La proposta dello Stato è venuta mediante l’applicazione della dottrina e dei procedimenti di Mauro Albuquerque. La relazione CDDHE riferisce per testimonianza degli vittime, per aver udito, come funzionavano “i procedimenti”: ritiro di tutte le prese elettriche, dei materassi, obbligando i detenuti durante tutti di giorni e perfino di notte a dormire sul pavimento, e obbligati pure a stare per lunghi periodi seduti a mani sopra il capo, perfino nudi, esposti davanti ad agenti carcerari-donne e lesione delle dita e altri torture.

Come forma per smantellare le combriccole lo Stato decise di dislocare i detenuti in varie prigioni, senza avvisare le famiglie, senza potersi prendere niente, nemmeno le medicine; trasportati per unità carceraria sovraffollate di Fortaleza. I parenti si disperavano senza saper dove stavano i loro familiari e senza poterli visitare.

Sarebbe lungo riassumere la relazione riferita, con le sue 15 raccomandazioni. Sia chiaro: lo Stato deve riprendersi il controllo delle unità carcerarie, ma non in modo criminale, violando i diritti delle persone umane. Qui si prova la tesi del sociologo Jessé Souza: “non basta emarginare e punire, si deve umiliare e ferire la dignità”. Quello che si è fatto e si sta facendo con i milioni di esclusi dal patto sociale con politiche pubbliche per loro relegati a una condizione sub-umana.

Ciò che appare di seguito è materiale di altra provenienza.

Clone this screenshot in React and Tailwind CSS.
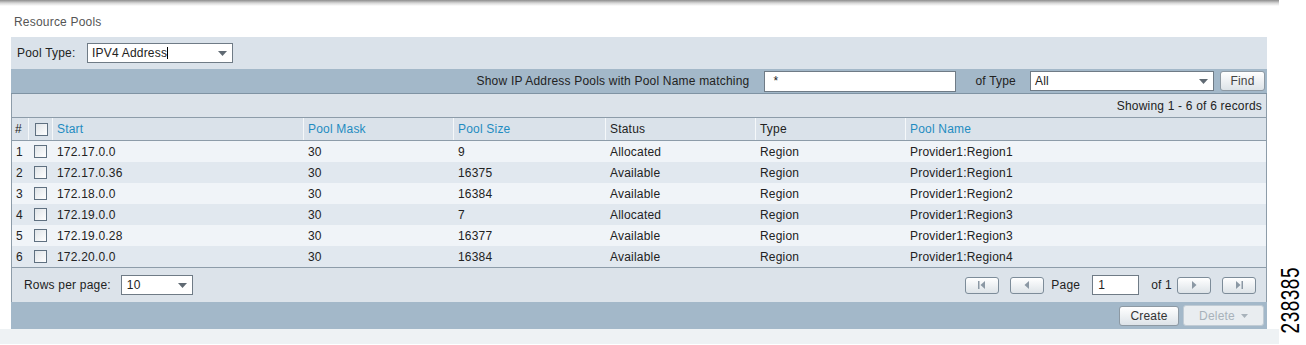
import React from "react";

const rows = [
  ["1", "172.17.0.0", "30", "9", "Allocated", "Region", "Provider1:Region1"],
  ["2", "172.17.0.36", "30", "16375", "Available", "Region", "Provider1:Region1"],
  ["3", "172.18.0.0", "30", "16384", "Available", "Region", "Provider1:Region2"],
  ["4", "172.19.0.0", "30", "7", "Allocated", "Region", "Provider1:Region3"],
  ["5", "172.19.0.28", "30", "16377", "Available", "Region", "Provider1:Region3"],
  ["6", "172.20.0.0", "30", "16384", "Available", "Region", "Provider1:Region4"],
];

const cols = "grid grid-cols-[16px_24px_251px_150px_152px_150px_150px_361px]";

function Check() {
  return (
    <span className="block w-[13px] h-[13px] border border-[#5f7080] bg-gradient-to-br from-[#dfe4e8] to-white" />
  );
}

function Caret() {
  return (
    <svg width="9" height="5" viewBox="0 0 9 5" className="shrink-0">
      <path d="M0 0h9L4.5 5z" fill="#606a73" />
    </svg>
  );
}

function NavBtn({ kind }) {
  return (
    <button className="w-[34px] h-[17px] rounded-[3px] border border-[#7d8c99] bg-gradient-to-b from-white to-[#dde3e8] flex items-center justify-center">
      <svg width="12" height="8" viewBox="0 0 12 8">
        {kind === "first" && (
          <g fill="#8b98a4">
            <rect x="2" y="0" width="1.5" height="8" />
            <path d="M9 0v8L4.5 4z" />
          </g>
        )}
        {kind === "prev" && <path d="M8 0v8L3.5 4z" fill="#8b98a4" />}
        {kind === "next" && <path d="M4 0v8L8.5 4z" fill="#8b98a4" />}
        {kind === "last" && (
          <g fill="#8b98a4">
            <path d="M3 0v8L7.5 4z" />
            <rect x="8.5" y="0" width="1.5" height="8" />
          </g>
        )}
      </svg>
    </button>
  );
}

export default function App() {
  return (
    <div className="relative w-[1306px] h-[345px] bg-white overflow-hidden font-['Liberation_Sans',Arial,sans-serif] text-[12px] tracking-[0.2px] text-[#222]">
      <div className="w-[1279px] h-[6px] bg-gradient-to-b from-[#8d8d8d] via-[#d6d6d6] to-white" />
      <div className="h-[31px] pl-[14px] flex items-center text-[#555] text-[12px]">Resource Pools</div>

      <div className="ml-[11px] w-[1256px]">
        {/* pool type */}
        <div className="h-[32px] bg-[#dae2ea] flex items-center pl-[6px]">
          <span className="w-[70px]">Pool Type:</span>
          <div className="w-[146px] h-[20px] bg-white border border-[#6f7b86] flex items-center justify-between pl-[4px] pr-[5px]">
            <span>IPV4 Address<span className="inline-block w-px h-[12px] bg-black align-[-2px]" /></span>
            <Caret />
          </div>
        </div>

        {/* filter bar */}
        <div className="h-[25px] bg-[#a3b8c9] border-b border-[#7f93a3] flex items-center justify-end pr-[2px]">
          <span className="mr-[15px]">Show IP Address Pools with Pool Name matching</span>
          <div className="w-[192px] h-[21px] bg-white border border-[#6f7b86] pl-[8px] leading-[18px]">*</div>
          <span className="ml-[19px] mr-[14px]">of Type</span>
          <div className="w-[184px] h-[20px] bg-white border border-[#6f7b86] flex items-center justify-between pl-[4px] pr-[5px]">
            <span>All</span>
            <Caret />
          </div>
          <button className="ml-[6px] w-[45px] h-[20px] rounded-[3px] border border-[#8d99a3] bg-gradient-to-b from-white to-[#dde3e8] text-[#444]">Find</button>
        </div>

        <div className="border-x border-[#8d9ca9]">
          <div className="h-[23px] bg-[#dce3ea] flex items-center justify-end pr-[4px]">Showing 1 - 6 of 6 records</div>

          {/* header */}
          <div className={`${cols} h-[24px] bg-[#dae2ea] border-y border-[#8d9ca9]`}>
            <div className="flex items-center pl-[3px]">#</div>
            <div className="flex items-center pl-[6px] border-l border-[#f5f8fa]">
              <Check />
            </div>
            {["Start", "Pool Mask", "Pool Size", "Status", "Type", "Pool Name"].map((h, i) => (
              <div
                key={h}
                className={`flex items-center pl-[4px] border-l border-[#f5f8fa] ${i === 3 || i === 4 ? "text-[#222]" : "text-[#1f8cc1]"}`}
              >
                {h}
              </div>
            ))}
          </div>

          {rows.map((r, idx) => (
            <div key={r[0]} className={`${cols} h-[21px] ${idx % 2 === 0 ? "bg-[#f0f4f8]" : "bg-[#e1e8ef]"}`}>
              <div className="flex items-center pl-[4px]">{r[0]}</div>
              <div className="flex items-center pl-[6px]">
                <Check />
              </div>
              {r.slice(1).map((c, j) => (
                <div key={j} className="flex items-center pl-[5px]">
                  {c}
                </div>
              ))}
            </div>
          ))}

          {/* footer */}
          <div className="h-[35px] bg-[#dce3ea] border-t border-[#8d9ca9] flex items-center justify-between pl-[12px] pr-[10px]">
            <div className="flex items-center">
              <span className="mr-[10px]">Rows per page:</span>
              <div className="w-[72px] h-[20px] bg-white border border-[#6f7b86] flex items-center justify-between pl-[5px] pr-[5px]">
                <span>10</span>
                <Caret />
              </div>
            </div>
            <div className="flex items-center">
              <NavBtn kind="first" />
              <span className="w-[11px]" />
              <NavBtn kind="prev" />
              <span className="ml-[7px] mr-[12px]">Page</span>
              <div className="w-[47px] h-[20px] bg-white border border-[#6f7b86] pl-[5px] leading-[18px]">1</div>
              <span className="ml-[12px] mr-[5px]">of 1</span>
              <NavBtn kind="next" />
              <span className="w-[11px]" />
              <NavBtn kind="last" />
            </div>
          </div>
        </div>

        {/* action bar */}
        <div className="h-[27px] bg-[#a3b8c9] flex items-center justify-end pr-[3px]">
          <button className="w-[60px] h-[20px] rounded-[3px] border border-[#8d99a3] bg-gradient-to-b from-white to-[#dde3e8] text-[#333]">Create</button>
          <button className="ml-[4px] w-[81px] h-[21px] rounded-[3px] border border-[#c0cbd4] bg-[#e9edf0] text-[#a8b2ba] flex items-center justify-center gap-[6px]">
            Delete
            <svg width="7" height="4" viewBox="0 0 7 4"><path d="M0 0h7L3.5 4z" fill="#a8b2ba" /></svg>
          </button>
        </div>
      </div>
      <div className="h-[15px] bg-[#eef2f4] w-[1279px]" />

      <div className="absolute left-[1281px] top-[267px] [writing-mode:vertical-rl] rotate-180 scale-x-[1.35] text-[19px] text-black leading-none tracking-[0.5px]">
        238385
      </div>
    </div>
  );
}
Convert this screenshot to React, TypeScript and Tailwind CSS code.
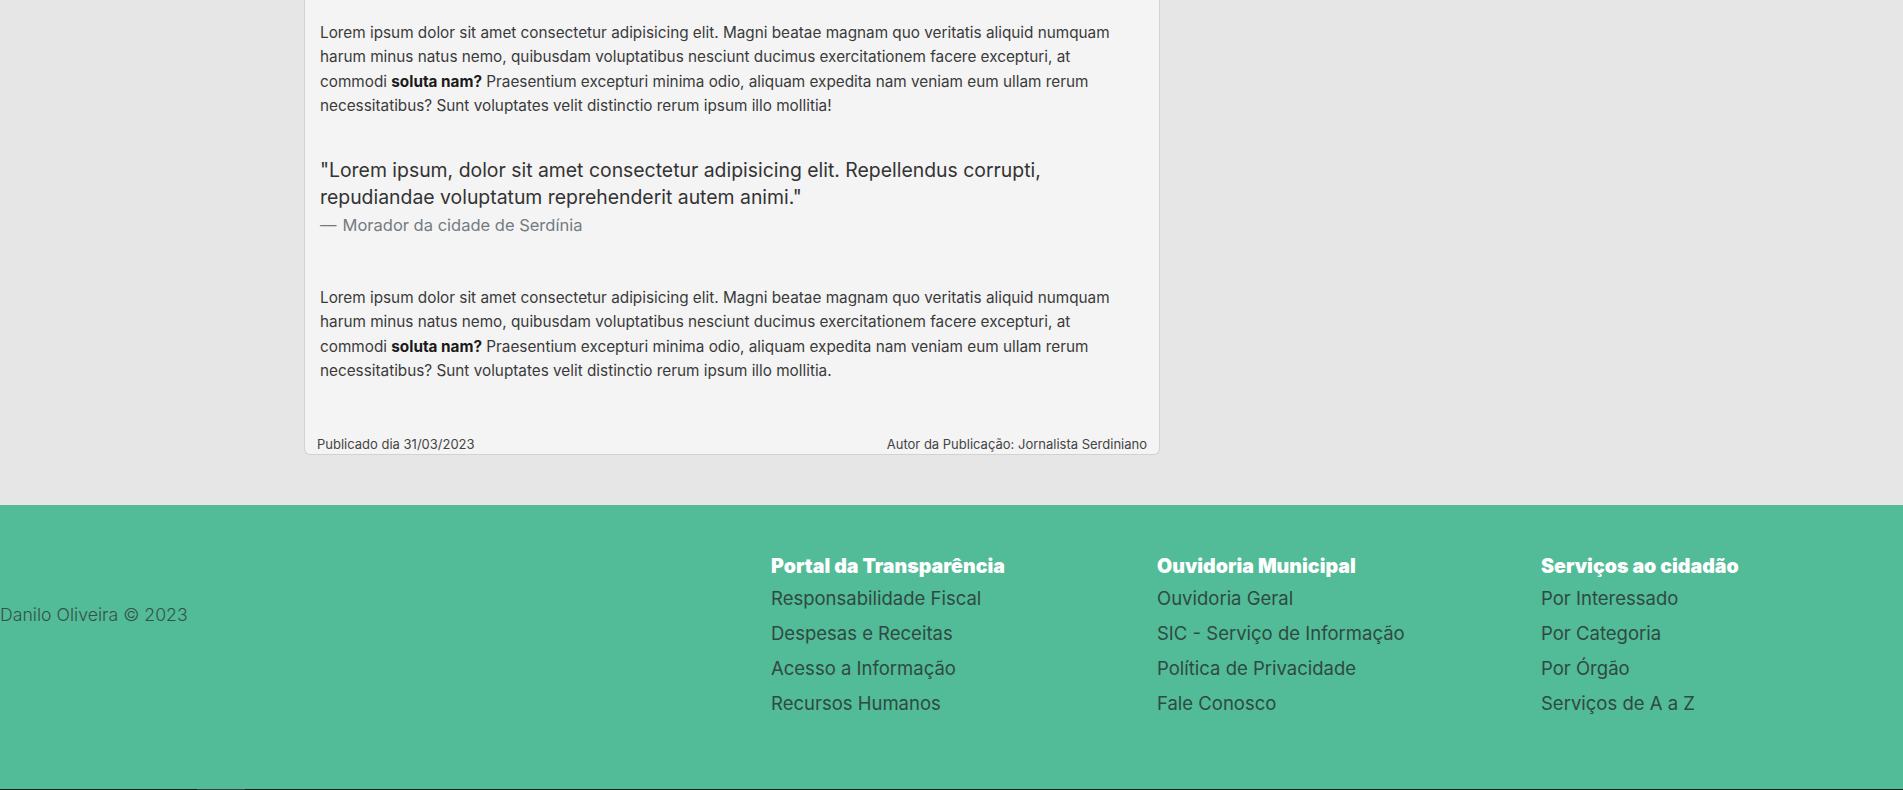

Dobbiamo stare attenti e rigettare la “dottrina e il procedimento” di Mauro Albuquerque. Questa strategia potrebbe essere generalizzata come politica ufficiale e diventare una routine in tutte le prigioni del paese. Allora avremmo la legittimazione ufficiale della violenza, che già esisteva contro la persona umana che, anche se prigioniera, mai perde la sua irrinunciabile degnità. Assumeremmo la barbarie come politica ufficiale. Vorrebbe dire un totale arretramento di civiltà. Non è lecito, al giorno d’oggi, arrivare a questo livello di decadenza.